In recent years, internet platforms which host user generated content (including major social media sites) have been the subject of widespread scrutiny.  Whether fairly or unfairly, a range of social ills, from cyber bulling, to election interference, to terrorism have been linked in some way with these platforms.  Of particular concern has been a perception that these sites hide behind their legal categorisation as mere ‘intermediaries’ or ‘distributors’ of content.  Unlike publishers (e.g. traditional media outlets) – who are required to exercise editorial control and responsibility over their content – these websites remain one step removed.  However, the incredible power and influence that many of these websites undoubtedly have, and their often ever-present role in the  daily lives of their users, has led to demands for greater regulation and oversight, in order to force the websites to do more to curb the perceived harms caused by the content which they host.

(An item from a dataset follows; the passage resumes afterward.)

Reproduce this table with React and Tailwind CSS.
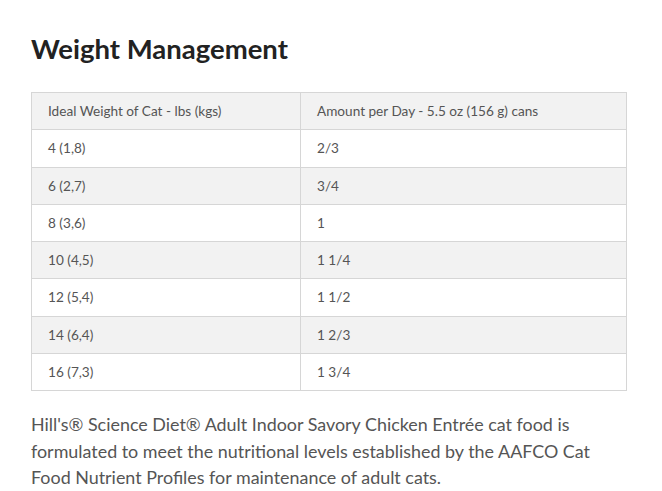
const rows = [
  ['4 (1,8)', '2/3'],
  ['6 (2,7)', '3/4'],
  ['8 (3,6)', '1'],
  ['10 (4,5)', '1 1/4'],
  ['12 (5,4)', '1 1/2'],
  ['14 (6,4)', '1 2/3'],
  ['16 (7,3)', '1 3/4'],
];

export default function App() {
  return (
    <div className="min-h-[491px] bg-white px-[31px] pt-[32px] font-['Lato',sans-serif]">
      <h2 className="text-[27.5px] font-bold leading-[33px] text-[#222]">Weight Management</h2>
      <table className="mt-[27px] w-[596px] border-collapse text-[13.6px] text-[#555]">
        <thead>
          <tr className="h-[37.3px] bg-[#f2f2f2]">
            <th className="w-[269px] border border-[#d6d6d6] pl-4 text-left font-normal">Ideal Weight of Cat - lbs (kgs)</th>
            <th className="border border-[#d6d6d6] pl-4 text-left font-normal">Amount per Day - 5.5 oz (156 g) cans</th>
          </tr>
        </thead>
        <tbody>
          {rows.map(([w, a], i) => (
            <tr key={w} className={`h-[37.3px] ${i % 2 === 1 ? 'bg-[#f2f2f2]' : 'bg-white'}`}>
              <td className="border border-[#d6d6d6] pl-4">{w}</td>
              <td className="border border-[#d6d6d6] pl-4">{a}</td>
            </tr>
          ))}
        </tbody>
      </table>
      <p className="mt-[20px] w-[592px] text-[17.9px] leading-[26.5px] text-[#555]">
        Hill's® Science Diet® Adult Indoor Savory Chicken Entrée cat food is formulated to meet the nutritional levels established by the AAFCO Cat Food Nutrient Profiles for maintenance of adult cats.
      </p>
    </div>
  );
}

In the United Kingdom, the Department for Digital, Culture, Media and Sport (“DCMS“) has this week published its ‘Online Harms White Paper’. This paper sets out a framework for tackling online content which is harmful to individual users, particularly children, or threatens key values within the UK.

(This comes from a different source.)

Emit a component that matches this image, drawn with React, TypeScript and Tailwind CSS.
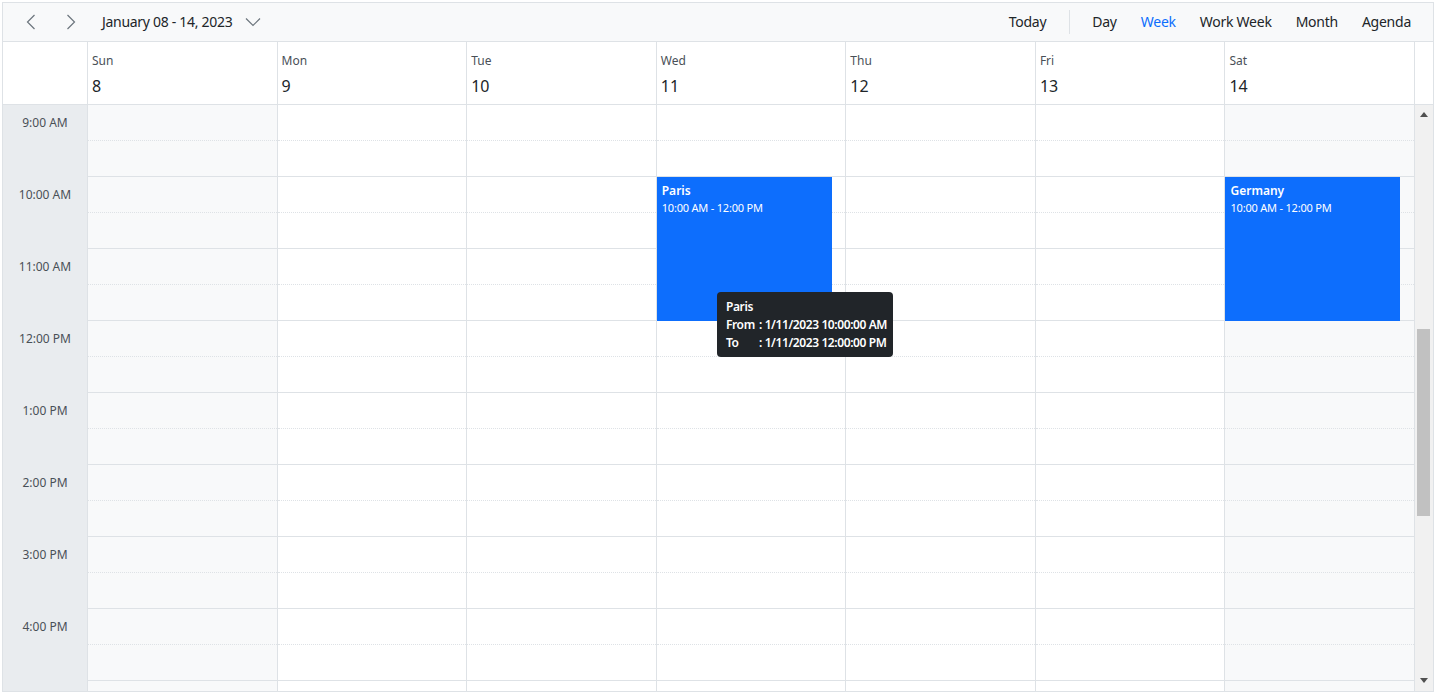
import React from "react";

const days = [
  { name: "Sun", date: "8", weekend: true },
  { name: "Mon", date: "9" },
  { name: "Tue", date: "10" },
  { name: "Wed", date: "11" },
  { name: "Thu", date: "12" },
  { name: "Fri", date: "13" },
  { name: "Sat", date: "14", weekend: true },
];

const hours = ["9:00 AM", "10:00 AM", "11:00 AM", "12:00 PM", "1:00 PM", "2:00 PM", "3:00 PM", "4:00 PM", ""];

function Chevron({ dir }: { dir: "left" | "right" | "down" }) {
  if (dir === "down") {
    return (
      <svg width="16" height="10" viewBox="0 0 16 10" fill="none">
        <path d="M1 1.5 L8 8.5 L15 1.5" stroke="#6c757d" strokeWidth="1.2" />
      </svg>
    );
  }
  return (
    <svg width="10" height="16" viewBox="0 0 10 16" fill="none">
      {dir === "left" ? (
        <path d="M8.5 1 L1.5 8 L8.5 15" stroke="#6c757d" strokeWidth="1.2" />
      ) : (
        <path d="M1.5 1 L8.5 8 L1.5 15" stroke="#6c757d" strokeWidth="1.2" />
      )}
    </svg>
  );
}

function Event({ title }: { title: string }) {
  return (
    <div className="absolute left-0 top-[72px] h-[144px] w-[175px] bg-[#0d6efd] px-[5px] pt-[5px] text-white">
      <div className="text-[12px] font-semibold leading-[17px]">{title}</div>
      <div className="text-[11px] leading-[17px] tracking-[-0.2px]">10:00 AM - 12:00 PM</div>
    </div>
  );
}

export default function App() {
  return (
    <div
      className="relative pl-[2px] pt-[2px]"
      style={{ fontFamily: '"Noto Sans", "Segoe UI", sans-serif' }}
    >
      <div className="flex h-[690px] w-[1432px] flex-col border border-[#dee2e6] bg-white text-[#212529]">
        {/* Toolbar */}
        <div className="flex h-[39px] shrink-0 items-center border-b border-[#dee2e6] bg-[#f8f9fa]">
          <div className="flex items-center pl-[23px]">
            <Chevron dir="left" />
            <span className="ml-[30px] flex">
              <Chevron dir="right" />
            </span>
            <span className="ml-[26px] text-[14px] leading-[20px] tracking-[-0.3px] text-[#212529]">
              January 08 - 14, 2023
            </span>
            <span className="ml-[13px] flex items-center">
              <Chevron dir="down" />
            </span>
          </div>
          <div className="ml-auto flex items-center pr-[22px] text-[14px] leading-[20px] tracking-[-0.25px]">
            <span>Today</span>
            <span className="ml-[23px] mr-[22px] h-[24px] w-px bg-[#dee2e6]" />
            <div className="flex items-center gap-[24px]">
              <span>Day</span>
              <span className="text-[#0d6efd]">Week</span>
              <span>Work Week</span>
              <span>Month</span>
              <span>Agenda</span>
            </div>
          </div>
        </div>

        {/* Header */}
        <div className="flex h-[63px] shrink-0 border-b border-[#dee2e6] pr-[18px]">
          <div className="w-[85px] shrink-0 border-r border-[#dee2e6]" />
          <div className="flex flex-1">
            {days.map((d) => (
              <div key={d.name} className="flex-1 basis-0 border-r border-[#dee2e6] pl-[4px] pt-[10px]">
                <div className="text-[12px] leading-[17px] text-[#495057]">{d.name}</div>
                <div className="mt-[6px] text-[16px] leading-[22px] text-[#212529]">{d.date}</div>
              </div>
            ))}
          </div>
        </div>

        {/* Body */}
        <div className="flex min-h-0 flex-1 overflow-hidden">
          <div className="w-[85px] shrink-0 border-r border-[#dee2e6] bg-[#e9ecef]">
            {hours.map((h, i) => (
              <div key={i} className="h-[72px] pt-[9px] text-center text-[12px] leading-[17px] text-[#495057]">
                {h}
              </div>
            ))}
          </div>
          <div className="flex flex-1">
            {days.map((d, i) => (
              <div
                key={d.name}
                className={
                  "relative flex-1 basis-0 border-r border-[#dee2e6] " +
                  (d.weekend ? "bg-[#f8f9fa]" : "bg-white")
                }
              >
                {hours.map((h, j) => (
                  <div key={j}>
                    <div className="h-[36px] border-b border-dotted border-[#dee2e6]" />
                    <div className="h-[36px] border-b border-[#dee2e6]" />
                  </div>
                ))}
                {i === 3 && <Event title="Paris" />}
                {i === 6 && <Event title="Germany" />}
              </div>
            ))}
          </div>
          {/* Scrollbar */}
          <div className="flex w-[18px] shrink-0 flex-col bg-[#f1f1f1]">
            <div className="flex h-[17px] items-center justify-center pt-[1px]">
              <svg width="8" height="5" viewBox="0 0 8 5">
                <path d="M0 5 L4 0 L8 5 Z" fill="#505050" />
              </svg>
            </div>
            <div className="relative flex-1">
              <div className="ml-[2px] mt-[207px] h-[187px] w-[13px] bg-[#c1c1c1]" />
            </div>
            <div className="flex h-[17px] items-center justify-center pb-[4px]">
              <svg width="8" height="5" viewBox="0 0 8 5">
                <path d="M0 0 L4 5 L8 0 Z" fill="#505050" />
              </svg>
            </div>
          </div>
        </div>
      </div>

      {/* Tooltip */}
      <div className="absolute left-[717px] top-[292px] w-[176px] whitespace-nowrap rounded-[4px] bg-[#212529] pb-[5px] pl-[9px] pt-[6px] text-[12px] font-semibold leading-[18px] tracking-[-0.4px] text-white">
        <div>Paris</div>
        <div>
          <span className="inline-block w-[33px]">From</span>: 1/11/2023 10:00:00 AM
        </div>
        <div>
          <span className="inline-block w-[33px]">To</span>: 1/11/2023 12:00:00 PM
        </div>
      </div>
    </div>
  );
}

The Framework (an overview)

The Government will establish a new statutory duty of care which will require companies to take more responsibility for the safety of their users. All companies who fall within the scope of this framework will need to be able to show that they are fulfilling their duty of care.

Clear and accessible terms and conditions will need to be displayed to users, including to children and other vulnerable users.  An independent regulator will then assess how effectively these terms are being enforced as part of any regulatory action. This regulator will have an array of powers in order to allow it to take effective enforcement action against companies who have breached the new statutory duty of care.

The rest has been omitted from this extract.